Ninety-nine head of rafter bar steers were delivered at that time. The 100th steer is still there.

Seaton testified that he owned the 100 rafter bar steers.

The total number of cattle delivered to plaintiff by Byron was 302. Besides the 100 Seaton rafter bar steers there were 202 branded “11.” The 11 brand steers were called the Montgomery cattle. The full *85payment of $20 a head was made on the 200 Montgomery cattle, except the last payment of $10 on one steer delivered later; however, the Montgomery cattle are not involved in this appeal.

This uncontroverted evidence clearly established that Seaton owned the 100 head of rafter bar cattle; that he looked over the pastures; that he knew the price had been changed to $20 because he had sent in big steers instead of yearlings; and that he protested the change and said that he would turn down the check which paid the first half of the pasture bill of $10 on his 100 head, but he did not and the check was paid; that he kept his cattle in the pastures from April to September 24, 1955, knowing that the price was $20 a head; that he knowingly received the full benefit of the agreement, and that he was Glen Byron’s undisclosed principal.

Seaton admitted by his pleading (answer and cross-petition) that the contract for pasturing cattle between plaintiff (Tucker) and Byron inured to his benefit, and that admission binds him as a prinicpal. Edmonston v. Holder, 203 Okl. 189, 218 P.2d 905, and cited cases. See also 14 Okl. Dig., Trial, for other cases.

The court did not err in overruling the defendant’s demurrers and directing a verdict for the plaintiff and declaring an agister’s lien against the Seaton cattle in favor of plaintiff.

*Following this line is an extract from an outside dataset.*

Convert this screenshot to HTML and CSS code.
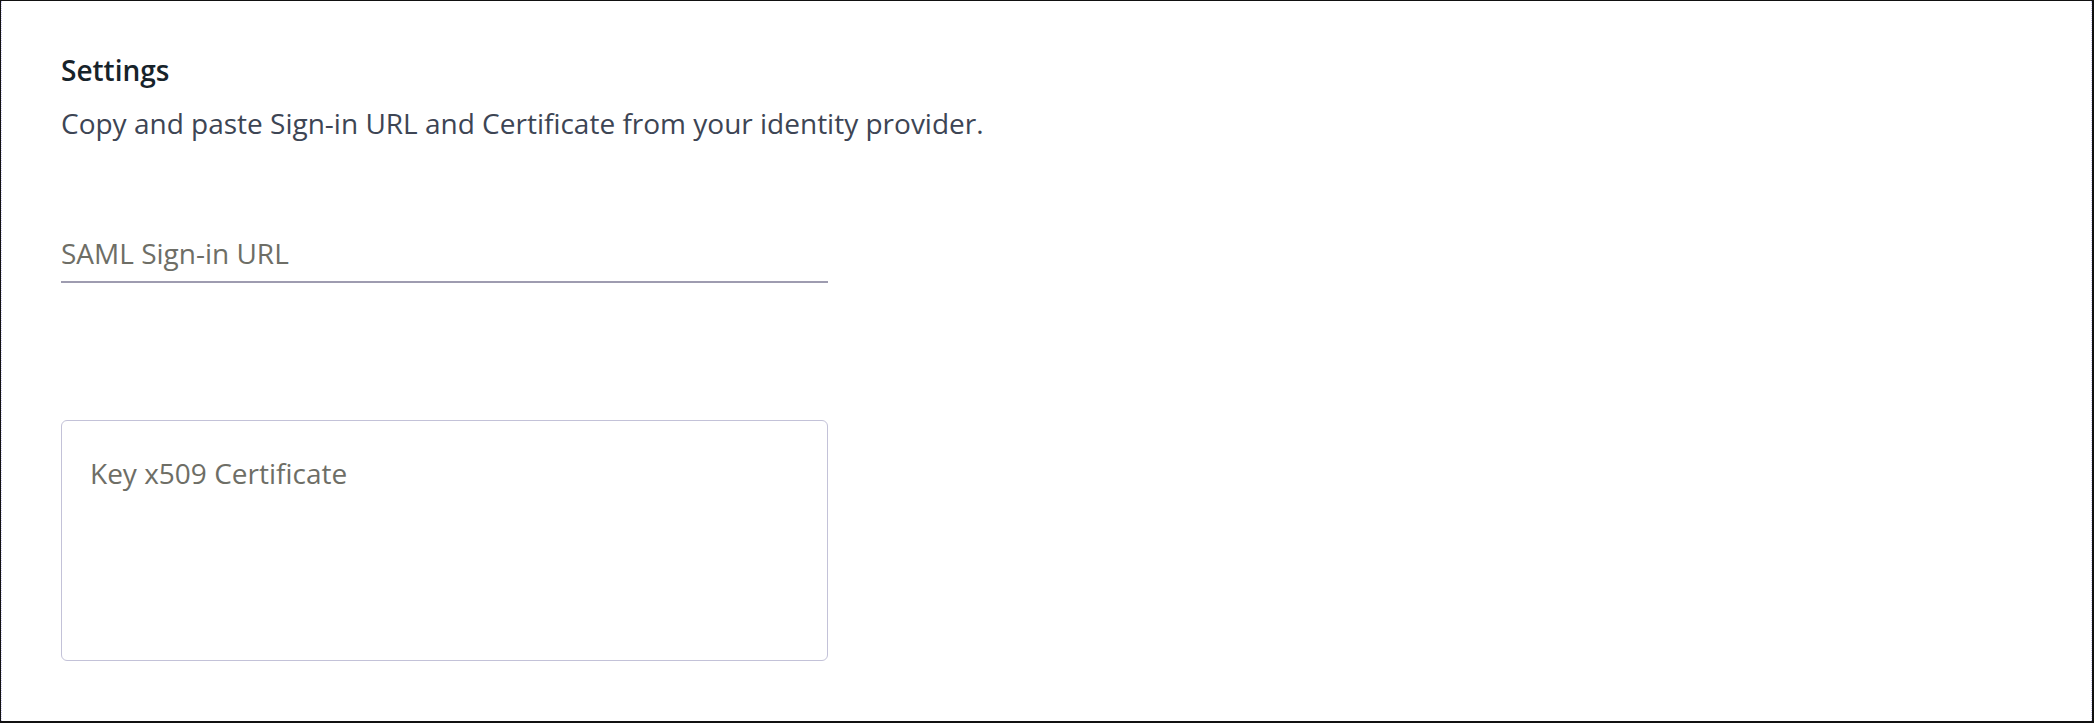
FILE: index.html
```html
<!DOCTYPE html>
<html lang="en">
<head>
<meta charset="utf-8">
<title>Settings</title>
<link rel="stylesheet" href="styles.css">
</head>
<body>
<div class="frame">
  <div class="panel">
    <h2 class="title">Settings</h2>
    <p class="desc">Copy and paste Sign-in URL and Certificate from your identity provider.</p>
    <input class="url-input" type="text" placeholder="SAML Sign-in URL">
    <textarea class="cert-input" placeholder="Key x509 Certificate"></textarea>
  </div>
</div>
</body>
</html>
```
FILE: styles.css
```css
html, body {
  margin: 0;
  padding: 0;
  background: #ffffff;
}
.frame {
  box-sizing: border-box;
  width: 100vw;
  height: 100vh;
  border-top: 1px solid #111111;
  border-left: 1px solid #111111;
  border-right: 2px solid #111111;
  border-bottom: 2px solid #111111;
  overflow: hidden;
}
.panel {
  box-sizing: border-box;
  height: 100%;
  border-left: 1px dotted #c9c7ec;
  border-right: 1px dotted #c9c7ec;
  padding: 51px 0 0 59px;
  display: flex;
  flex-direction: column;
  align-items: flex-start;
  font-family: "Open Sans", "Noto Sans", sans-serif;
}
.title {
  margin: 0;
  font-size: 28px;
  line-height: 36px;
  font-weight: 600;
  color: #17232a;
}
.desc {
  margin: 17px 0 0 0;
  font-size: 28px;
  line-height: 36px;
  font-weight: 400;
  color: #3d4554;
}
.url-input {
  box-sizing: border-box;
  margin: 94px 0 0 0;
  width: 767px;
  padding: 0 0 10px 0;
  border: none;
  border-bottom: 2px solid #9e9cb0;
  outline: none;
  font-family: inherit;
  font-size: 28px;
  line-height: 36px;
  height: 48px;
  color: #333;
  background: transparent;
}
.url-input::placeholder,
.cert-input::placeholder {
  color: #6e6e66;
  opacity: 1;
}
.cert-input {
  box-sizing: border-box;
  margin: 137px 0 0 0;
  width: 767px;
  height: 241px;
  padding: 34px 28px 32px 28px;
  border: 1px solid #c3c2d8;
  border-radius: 6px;
  resize: none;
  outline: none;
  font-family: inherit;
  font-size: 28px;
  line-height: 36px;
  color: #333;
  background: #fff;
}
```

There was no proof on the part of defendants to sustain their defense. We have said that where, under the pleadings, the plaintiff is entitled to recover, unless an affirmative defense pleaded by the defendant is sustained, and where no evidence is produced reasonably tending to support such defense, a verdict should be directed in favor of the plaintiff. Barnes v. Central State Bank, 207 Okl. 399, 250 P.2d 21.

Judgment affirmed.

WELCH, C. J., CORN, V. C, J., and HALLEY, WILLIAMS, JACKSON and CARLILE, JJ., concur.